Of all the lines in the material below, how many include the string "index"? Give the number only.

## Begin STORED DATA

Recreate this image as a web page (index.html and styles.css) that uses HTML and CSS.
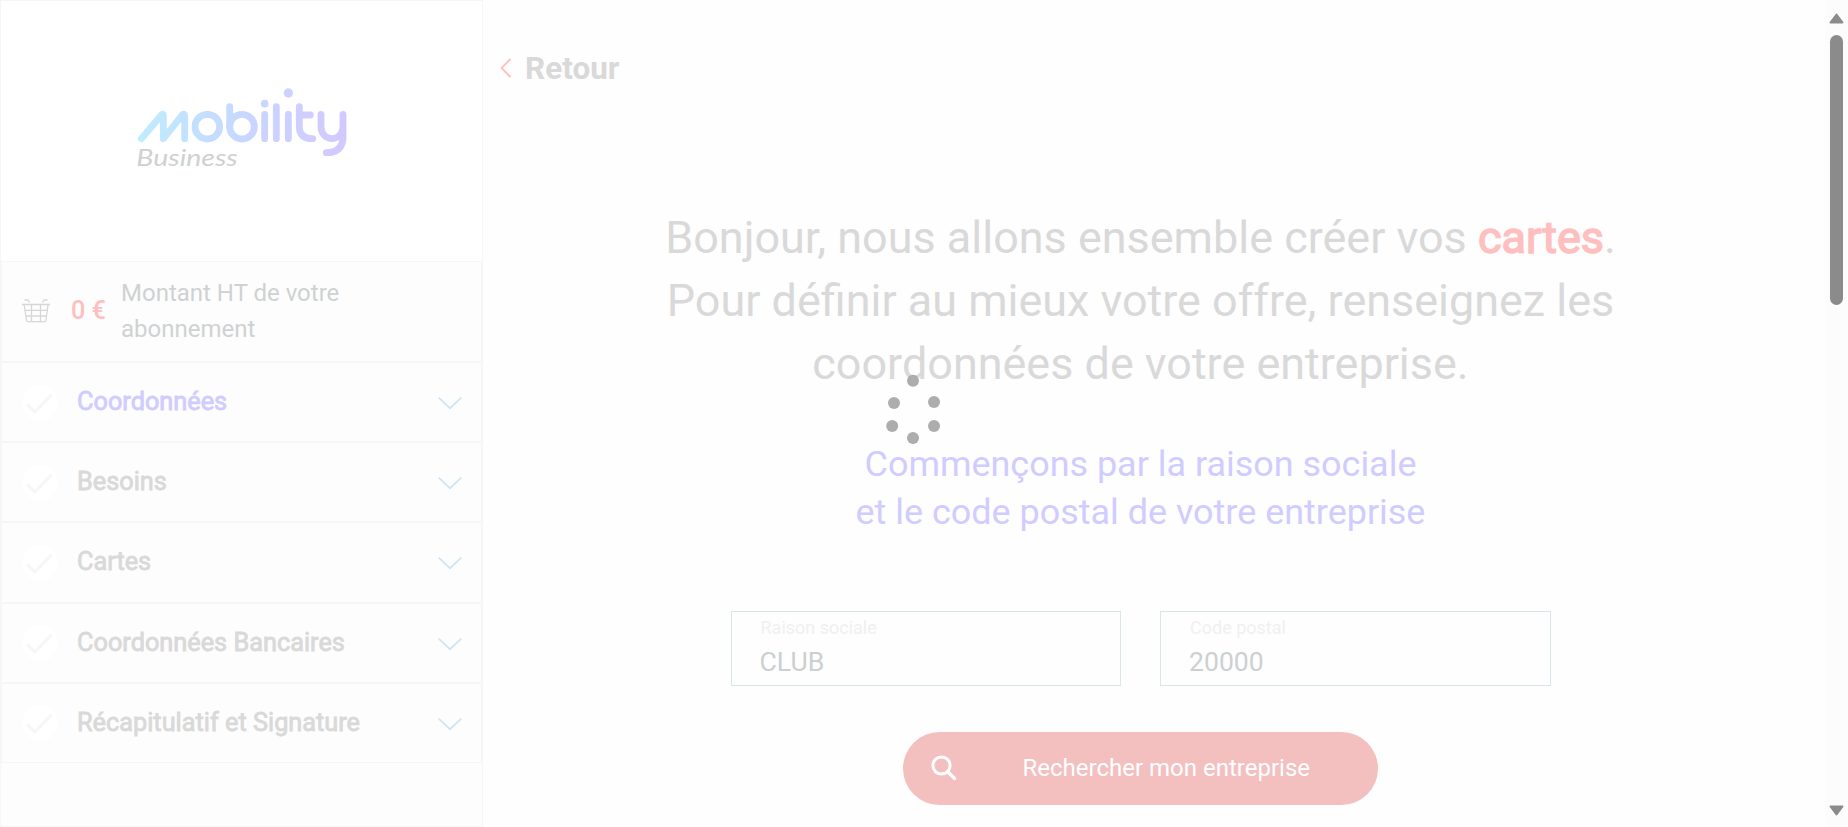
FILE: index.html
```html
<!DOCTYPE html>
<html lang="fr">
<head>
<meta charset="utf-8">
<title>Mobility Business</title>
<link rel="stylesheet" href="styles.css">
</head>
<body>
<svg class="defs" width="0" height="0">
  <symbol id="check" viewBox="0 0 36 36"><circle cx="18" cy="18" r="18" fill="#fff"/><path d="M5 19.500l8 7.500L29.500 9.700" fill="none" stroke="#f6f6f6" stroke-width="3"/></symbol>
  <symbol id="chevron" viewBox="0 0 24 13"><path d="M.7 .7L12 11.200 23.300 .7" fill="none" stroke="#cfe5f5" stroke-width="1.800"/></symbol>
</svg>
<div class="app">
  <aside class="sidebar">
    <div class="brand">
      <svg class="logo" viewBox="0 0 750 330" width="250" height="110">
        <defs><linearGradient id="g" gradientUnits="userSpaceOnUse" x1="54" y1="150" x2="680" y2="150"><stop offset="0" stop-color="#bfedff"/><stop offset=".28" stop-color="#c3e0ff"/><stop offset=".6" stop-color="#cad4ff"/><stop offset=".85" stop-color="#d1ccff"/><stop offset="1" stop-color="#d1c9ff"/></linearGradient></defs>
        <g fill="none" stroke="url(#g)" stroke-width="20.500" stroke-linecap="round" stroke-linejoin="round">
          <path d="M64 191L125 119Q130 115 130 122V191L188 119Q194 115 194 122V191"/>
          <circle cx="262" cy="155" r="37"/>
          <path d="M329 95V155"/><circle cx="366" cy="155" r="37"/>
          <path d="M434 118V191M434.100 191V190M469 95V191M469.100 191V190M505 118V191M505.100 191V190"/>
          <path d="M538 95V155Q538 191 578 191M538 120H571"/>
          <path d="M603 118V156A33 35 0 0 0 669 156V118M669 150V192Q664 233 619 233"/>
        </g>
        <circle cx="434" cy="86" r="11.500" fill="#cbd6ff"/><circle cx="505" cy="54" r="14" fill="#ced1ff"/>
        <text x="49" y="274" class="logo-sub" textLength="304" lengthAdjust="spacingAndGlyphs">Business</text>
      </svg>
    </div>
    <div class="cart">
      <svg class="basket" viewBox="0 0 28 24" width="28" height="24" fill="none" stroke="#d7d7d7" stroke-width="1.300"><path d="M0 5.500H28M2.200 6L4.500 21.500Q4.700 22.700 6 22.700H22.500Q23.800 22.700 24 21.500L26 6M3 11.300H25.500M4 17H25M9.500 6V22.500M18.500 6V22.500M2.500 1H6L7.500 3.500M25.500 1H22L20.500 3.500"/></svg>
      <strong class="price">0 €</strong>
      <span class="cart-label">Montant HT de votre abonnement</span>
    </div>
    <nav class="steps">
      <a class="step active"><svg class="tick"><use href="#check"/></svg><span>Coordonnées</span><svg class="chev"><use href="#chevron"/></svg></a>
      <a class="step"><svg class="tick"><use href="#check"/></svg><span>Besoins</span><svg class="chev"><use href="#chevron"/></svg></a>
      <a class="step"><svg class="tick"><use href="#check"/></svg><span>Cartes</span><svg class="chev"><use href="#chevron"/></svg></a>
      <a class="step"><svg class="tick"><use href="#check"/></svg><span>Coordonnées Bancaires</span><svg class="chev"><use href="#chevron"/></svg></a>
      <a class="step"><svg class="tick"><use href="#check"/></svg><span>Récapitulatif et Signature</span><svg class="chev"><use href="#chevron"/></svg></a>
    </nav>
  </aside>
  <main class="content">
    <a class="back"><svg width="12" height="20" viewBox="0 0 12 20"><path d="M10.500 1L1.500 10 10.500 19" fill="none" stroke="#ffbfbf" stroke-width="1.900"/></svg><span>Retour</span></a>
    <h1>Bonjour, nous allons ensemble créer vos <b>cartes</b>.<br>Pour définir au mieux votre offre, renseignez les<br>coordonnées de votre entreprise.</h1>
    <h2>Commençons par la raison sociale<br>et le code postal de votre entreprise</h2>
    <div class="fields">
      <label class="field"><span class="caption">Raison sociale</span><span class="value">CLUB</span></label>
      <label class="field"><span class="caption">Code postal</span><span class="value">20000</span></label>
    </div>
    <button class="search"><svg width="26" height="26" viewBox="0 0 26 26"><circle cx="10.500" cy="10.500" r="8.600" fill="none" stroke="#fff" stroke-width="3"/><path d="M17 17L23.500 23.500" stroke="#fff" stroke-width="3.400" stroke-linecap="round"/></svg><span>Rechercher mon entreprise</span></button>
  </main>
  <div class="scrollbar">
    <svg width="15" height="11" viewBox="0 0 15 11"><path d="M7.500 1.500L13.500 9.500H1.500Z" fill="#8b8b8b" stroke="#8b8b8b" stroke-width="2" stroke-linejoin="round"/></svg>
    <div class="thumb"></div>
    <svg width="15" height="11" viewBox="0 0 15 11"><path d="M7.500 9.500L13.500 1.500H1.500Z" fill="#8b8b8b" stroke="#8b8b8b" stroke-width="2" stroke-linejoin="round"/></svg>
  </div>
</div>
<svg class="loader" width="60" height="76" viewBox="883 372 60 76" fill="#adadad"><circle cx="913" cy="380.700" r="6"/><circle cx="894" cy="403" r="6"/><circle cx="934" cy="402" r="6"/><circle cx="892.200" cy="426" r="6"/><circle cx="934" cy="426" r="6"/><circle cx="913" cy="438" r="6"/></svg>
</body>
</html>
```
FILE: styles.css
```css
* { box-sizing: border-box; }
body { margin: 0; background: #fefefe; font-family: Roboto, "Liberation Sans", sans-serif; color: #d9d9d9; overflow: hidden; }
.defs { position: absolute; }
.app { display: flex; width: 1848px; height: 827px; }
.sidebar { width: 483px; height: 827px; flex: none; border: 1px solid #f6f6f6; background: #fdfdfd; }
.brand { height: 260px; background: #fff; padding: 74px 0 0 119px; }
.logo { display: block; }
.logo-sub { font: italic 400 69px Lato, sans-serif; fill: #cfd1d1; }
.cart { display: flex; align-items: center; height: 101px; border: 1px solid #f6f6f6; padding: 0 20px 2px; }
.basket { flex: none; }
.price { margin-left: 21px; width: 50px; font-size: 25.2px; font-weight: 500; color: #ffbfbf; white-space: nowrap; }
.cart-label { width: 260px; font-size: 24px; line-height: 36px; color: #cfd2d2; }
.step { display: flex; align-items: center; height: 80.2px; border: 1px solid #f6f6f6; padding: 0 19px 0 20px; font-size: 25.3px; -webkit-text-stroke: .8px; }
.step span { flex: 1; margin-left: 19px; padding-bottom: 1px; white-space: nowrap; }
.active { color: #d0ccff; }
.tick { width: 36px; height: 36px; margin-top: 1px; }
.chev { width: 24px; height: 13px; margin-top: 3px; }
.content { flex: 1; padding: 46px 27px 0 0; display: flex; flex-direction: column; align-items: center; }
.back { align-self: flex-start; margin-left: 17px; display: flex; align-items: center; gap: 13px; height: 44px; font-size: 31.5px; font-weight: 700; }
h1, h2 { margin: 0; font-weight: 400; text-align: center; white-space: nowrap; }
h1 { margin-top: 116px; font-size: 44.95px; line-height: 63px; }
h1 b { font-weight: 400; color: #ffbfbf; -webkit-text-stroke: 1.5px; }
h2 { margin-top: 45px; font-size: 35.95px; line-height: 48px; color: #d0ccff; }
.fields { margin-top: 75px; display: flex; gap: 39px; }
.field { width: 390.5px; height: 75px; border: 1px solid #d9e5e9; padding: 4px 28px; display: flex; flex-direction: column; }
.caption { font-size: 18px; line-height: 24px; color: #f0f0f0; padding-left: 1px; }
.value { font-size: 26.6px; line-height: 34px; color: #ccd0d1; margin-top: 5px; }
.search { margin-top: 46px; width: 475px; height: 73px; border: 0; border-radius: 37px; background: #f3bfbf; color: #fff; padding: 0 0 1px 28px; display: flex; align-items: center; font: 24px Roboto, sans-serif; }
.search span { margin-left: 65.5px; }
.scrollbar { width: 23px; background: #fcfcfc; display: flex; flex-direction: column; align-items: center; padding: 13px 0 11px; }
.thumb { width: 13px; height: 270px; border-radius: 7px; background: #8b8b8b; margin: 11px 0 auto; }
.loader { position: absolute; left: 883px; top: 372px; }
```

## End STORED DATA

THE RESULT —
2